## Work required
Only the lines from the top of the listing below to the line that has "type RowKind = 'effect' | 'keyed' | 'plain'" should be echoed, with both ends kept and pictures left out.

## Collected material
::::
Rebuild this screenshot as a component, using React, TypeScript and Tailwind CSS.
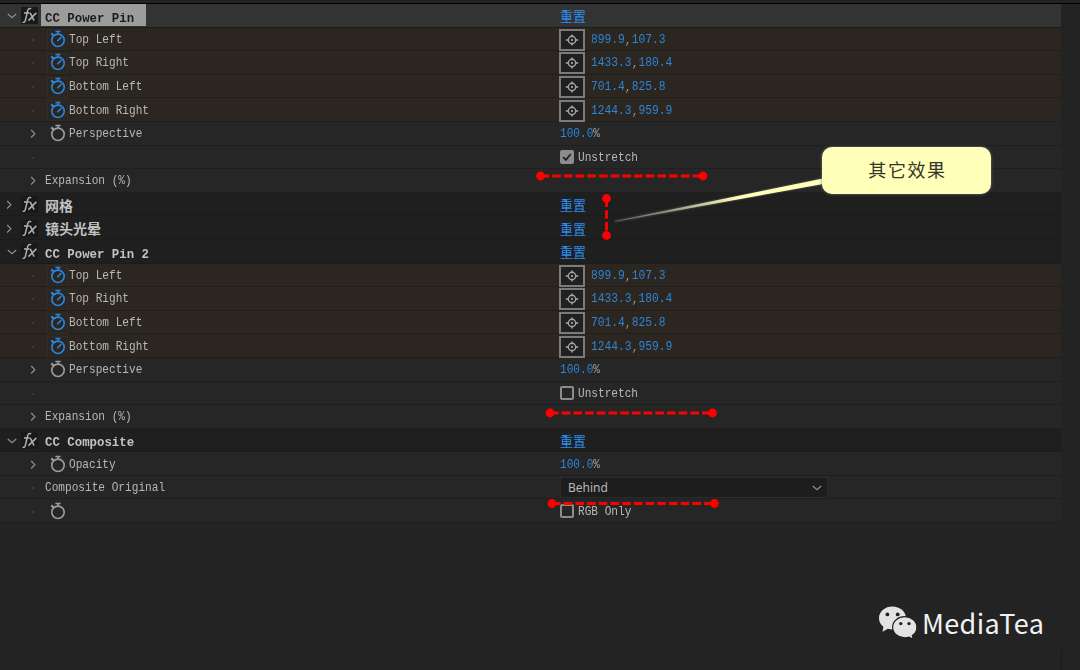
import type { ReactNode } from 'react'
import clsx from 'clsx'

type RowKind = 'effect' | 'keyed' | 'plain'

interface RowData {
  kind: RowKind
  label?: string
  cjk?: boolean
  selected?: boolean
  arrow?: 'down' | 'right'
  watch?: boolean
  value?: ReactNode
}

function Mono({ children, className }: { children: ReactNode; className?: string }) {
  return (
    <span
      className={clsx(
        'inline-block origin-left scale-x-[0.855] whitespace-pre font-["Liberation_Mono","Noto_Sans_CJK_SC",monospace] text-[13px] leading-[16px]',
        className,
      )}
    >
      {children}
    </span>
  )
}

function Chevron({ dir, className }: { dir: 'down' | 'right'; className?: string }) {
  return (
    <svg
      viewBox="0 0 10 10"
      className={clsx('h-[10px] w-[10px] fill-none stroke-[#8f8f8f]', className)}
      strokeWidth="1.2"
    >
      <path d={dir === 'down' ? 'M.8 3l4.2 3.7L9.2 3' : 'M3.2 1L6.8 4.700 3.2 8.500'} />
    </svg>
  )
}

function Stopwatch({ active }: { active: boolean }) {
  return (
    <svg
      viewBox="0 0 16 18"
      className={clsx('mb-[2px] h-[18px] w-[16px] fill-none', active ? 'stroke-[#2a84dc]' : 'stroke-[#9c9c9c]')}
      strokeWidth="1.6"
    >
      <circle cx="8" cy="10.3" r="6.2" />
      <path d="M5.4 1.5h5.2M8 1.5v2.6" />
      <path d="M1.3 3.4l2.5 2.4" strokeWidth="2.2" />
      {active && <path d="M7.3 11.3l4-4.2" />}
    </svg>
  )
}

function Fx() {
  return (
    <span className="flex h-[17px] w-[17px] items-center justify-center bg-[#191919]">
      <svg viewBox="0 0 17 17" className="h-[17px] w-[17px] fill-none stroke-[#b0b0b0]" strokeWidth="1.5">
        <path d="M10.2 1.7C8.3 1 7.2 1.6 6.7 3.6L4.4 13.2C4 15 3 15.7 1.6 15.2M3 5.9h5.600" />
        <path d="M9.2 5.9l3.900 7.700M15.4 5.9L7.400 13.600" />
      </svg>
    </span>
  )
}

function Reset() {
  return (
    <span className="font-['Noto_Sans_CJK_SC',sans-serif] text-[13px] leading-[14px] text-[#2d8ceb]">
      重置
    </span>
  )
}

function Point({ x, y }: { x: string; y: string }) {
  return (
    <div className="-ml-px flex items-center">
      <span className="flex h-[22px] w-[26px] items-center justify-center border-2 border-[#7d7a7a] bg-[#202020]">
        <svg viewBox="0 0 14 12" className="h-[12px] w-[14px] fill-none stroke-[#a6a6a6]" strokeWidth="1.4">
          <circle cx="7" cy="6" r="3.7" />
          <path d="M7 .6v2.6M7 8.8v2.6M.8 6h3M10.2 6h3" />
          <circle cx="7" cy="6" r="1.1" className="fill-[#b0b0b0] stroke-none" />
        </svg>
      </span>
      <Mono className="ml-[6px] scale-x-[0.868] text-[#2d84d8]">
        {x}
        <span className="relative top-px text-[#999]">,</span>
        {y}
      </Mono>
    </div>
  )
}

function Percent() {
  return (
    <Mono className="scale-x-[0.86] text-[#2d84d8]">
      100.0<span className="text-[#a3a3a3]">%</span>
    </Mono>
  )
}

function Check({ label, checked = false }: { label: string; checked?: boolean }) {
  return (
    <div className="flex items-center gap-[4px]">
      <span
        className={clsx(
          'mb-px flex h-[14px] w-[14px] items-center justify-center rounded-[2px] border-2 border-[#8c8c8c]',
          checked && 'bg-[#8c8c8c]',
        )}
      >
        {checked && (
          <svg viewBox="0 0 10 10" className="h-[10px] w-[10px] fill-none stroke-[#222]" strokeWidth="1.8">
            <path d="M1.2 5.2l2.7 2.7L8.8 2" />
          </svg>
        )}
      </span>
      <Mono className="text-[#b8b8b8]">{label}</Mono>
    </div>
  )
}

function Dropdown() {
  return (
    <div className="mb-px flex h-[21px] w-[268px] items-center justify-between border border-[#2c2c2c] bg-[#1d1d1d] pr-[5px] pl-[7px]">
      <span className="mt-px font-['Noto_Sans',sans-serif] text-[12px] leading-4 text-[#b8b8b8]">Behind</span>
      <Chevron dir="down" />
    </div>
  )
}

const points: RowData[] = [
  { kind: 'keyed', label: 'Top Left', watch: true, value: <Point x="899.9" y="107.3" /> },
  { kind: 'keyed', label: 'Top Right', watch: true, value: <Point x="1433.3" y="180.4" /> },
  { kind: 'keyed', label: 'Bottom Left', watch: true, value: <Point x="701.4" y="825.8" /> },
  { kind: 'keyed', label: 'Bottom Right', watch: true, value: <Point x="1244.3" y="959.9" /> },
  { kind: 'plain', label: 'Perspective', watch: true, arrow: 'right', value: <Percent /> },
]

const rows: RowData[] = [
  { kind: 'effect', label: 'CC Power Pin', arrow: 'down', selected: true },
  ...points,
  { kind: 'plain', value: <Check label="Unstretch" checked /> },
  { kind: 'plain', label: 'Expansion (%)', arrow: 'right' },
  { kind: 'effect', label: '网格', cjk: true, arrow: 'right' },
  { kind: 'effect', label: '镜头光晕', cjk: true, arrow: 'right' },
  { kind: 'effect', label: 'CC Power Pin 2', arrow: 'down' },
  ...points,
  { kind: 'plain', value: <Check label="Unstretch" /> },
  { kind: 'plain', label: 'Expansion (%)', arrow: 'right' },
  { kind: 'effect', label: 'CC Composite', arrow: 'down' },
  { kind: 'plain', label: 'Opacity', watch: true, arrow: 'right', value: <Percent /> },
  { kind: 'plain', label: 'Composite Original', value: <Dropdown /> },
  { kind: 'plain', watch: true, value: <Check label="RGB Only" /> },
]

function EffectRow({ row }: { row: RowData }) {
  return (
    <div
      className={clsx(
        'flex h-[23.6px] items-center border-b border-[#1b1b1b]',
        row.selected ? 'bg-[#333333]' : 'bg-[#1f1f1f]',
      )}
    >
      <div className="flex h-full w-[560px] items-center">
        <Chevron
          dir={row.arrow ?? 'right'}
          className={row.arrow === 'down' ? 'mt-[2px] ml-[7px]' : 'mt-[2px] mr-[3px] ml-[4px]'}
        />
        <div className="mt-px ml-[4px]">
          <Fx />
        </div>
        <div
          className={clsx(
            'ml-[3px] flex h-[22px] items-center pl-[4px]',
            row.selected && 'w-[105px] bg-[#9c9c9c] text-[#1c1c1c]',
            !row.selected && 'text-[#c2c2c2]',
          )}
        >
          {row.cjk ? (
            <span className="mt-px font-['Noto_Sans_CJK_SC',sans-serif] text-[14px] leading-[16px] font-bold">
              {row.label}
            </span>
          ) : (
            <Mono className="mt-[7px] scale-x-[0.952] font-bold">{row.label}</Mono>
          )}
        </div>
      </div>
      <div className="mt-[2px] flex">
        <Reset />
      </div>
    </div>
  )
}

function PropertyRow({ row }: { row: RowData }) {
  const keyed = row.kind === 'keyed'
  return (
    <div
      className={clsx(
        'flex h-[23.6px] items-center border-b border-[#1f1f1f] pt-[2px]',
        keyed ? 'bg-[#2b2720]' : 'bg-[#262626]',
      )}
    >
      <div className="flex h-full w-[560px] items-center">
        <div className="flex w-[47px] shrink-0 justify-center pl-[19px]">
          {row.arrow ? <Chevron dir="right" /> : <span className="h-[2px] w-[2px] bg-[#3a3a3a]" />}
        </div>
        {row.watch && (
          <div
            className={clsx(
              'flex h-[21px] w-[21px] items-center justify-center border',
              keyed ? 'border-[#302d29]' : 'border-transparent',
            )}
          >
            <Stopwatch active={keyed} />
          </div>
        )}
        {row.label && <Mono className={clsx('text-[#b8b8b8]', row.watch ? 'ml-px' : '-ml-[2px]')}>{row.label}</Mono>}
      </div>
      {row.value}
    </div>
  )
}

/* Hand-placed markers and the callout that lie over the panel */
function Annotations() {
  return (
    <>
      <svg viewBox="0 0 1080 670" className="absolute inset-0 h-[670px] w-[1080px]">
        <defs>
          <linearGradient id="tail" gradientUnits="userSpaceOnUse" x1="616" y1="221" x2="740" y2="198">
            <stop offset="0" stopColor="#666" />
            <stop offset="0.35" stopColor="#8b8b78" />
            <stop offset="1" stopColor="#ffffb9" />
          </linearGradient>
        </defs>
        <path d="M615 221L823 178.500V184L615 221.800z" fill="url(#tail)" className="drop-shadow-[0_0_1px_#666]" />
        <g stroke="#ff0000" strokeWidth="2.8" strokeDasharray="8.6 3.1">
          <path d="M540.5 176H703" />
          <path d="M550 413H712.5" />
          <path d="M552 503.5H714.5" />
          <path d="M606.5 198.5V235.5" />
        </g>
        <g fill="#ff0000">
          <circle cx="540.5" cy="176" r="4.4" />
          <circle cx="703" cy="176" r="4.4" />
          <circle cx="550" cy="413" r="4.4" />
          <circle cx="712.5" cy="413" r="4.4" />
          <circle cx="552" cy="503.5" r="4.4" />
          <circle cx="714.5" cy="503.5" r="4.4" />
          <circle cx="606.5" cy="198.5" r="4.4" />
          <circle cx="606.5" cy="235.5" r="4.4" />
        </g>
      </svg>
      <div className="absolute top-[147px] left-[822px] flex h-[47px] w-[169px] items-center justify-center rounded-[10px] bg-[#ffffb9] shadow-[0_0_3px_#777]">
        <span className="mb-[3px] ml-[2px] font-['Noto_Sans_CJK_SC',sans-serif] text-[18px] leading-6 tracking-[1.6px] text-[#353528]">
          其它效果
        </span>
      </div>
    </>
  )
}

function Watermark() {
  return (
    <div className="absolute top-[605px] left-[878px] flex items-center">
      <svg viewBox="0 0 40 36" className="h-[36px] w-[40px] fill-[#e3e3e3]">
        <path d="M14.5 1.5C7.2 1.5 1 6.4 1 13c0 3.8 1.7 6.6 4.4 8.7l-.9 5 5.4-2.9c1.5.5 3 .7 4.6.7C21.8 24.5 28 19.5 28 13S21.8 1.5 14.5 1.5z" />
        <path
          d="M26.8 11.7c-6.8 0-12.2 4.5-12.2 10.6 0 6 5.4 10.5 12.2 10.5 1.5 0 2.9-.2 4.2-.7l4.2 2.2-.9-3.8c2.8-1.8 4.6-4.8 4.6-8.2 0-6-5.3-10.6-12.1-10.6z"
          className="stroke-[#232323]"
          strokeWidth="1.2"
        />
        <g className="fill-[#232323]">
          <circle cx="9.4" cy="9.4" r="1.9" />
          <circle cx="19.7" cy="9.4" r="1.9" />
          <circle cx="22.8" cy="18.6" r="1.7" />
          <circle cx="31" cy="18.6" r="1.7" />
        </g>
      </svg>
      <span className="ml-[4px] font-['Noto_Sans_CJK_SC',sans-serif] text-[27px] leading-9 tracking-[0.35px] text-[#f2f2f2]">
        MediaTea
      </span>
    </div>
  )
}

export default function App() {
  return (
    <div className="relative flex h-[670px] w-[1080px] flex-col overflow-hidden bg-[#232323]">
      <div className="h-[4px] shrink-0 border-b border-black" />
      <div className="w-[1061px]">
        {rows.map((row, i) =>
          row.kind === 'effect' ? <EffectRow key={i} row={row} /> : <PropertyRow key={i} row={row} />,
        )}
      </div>
      <div className="mt-auto h-[20px] w-[1062px] border-r border-[#1b1b1b]" />
      <Annotations />
      <Watermark />
    </div>
  )
}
::::
## Output of the exercise
Rebuild this screenshot as a component, using React, TypeScript and Tailwind CSS.
import type { ReactNode } from 'react'
import clsx from 'clsx'

type RowKind = 'effect' | 'keyed' | 'plain'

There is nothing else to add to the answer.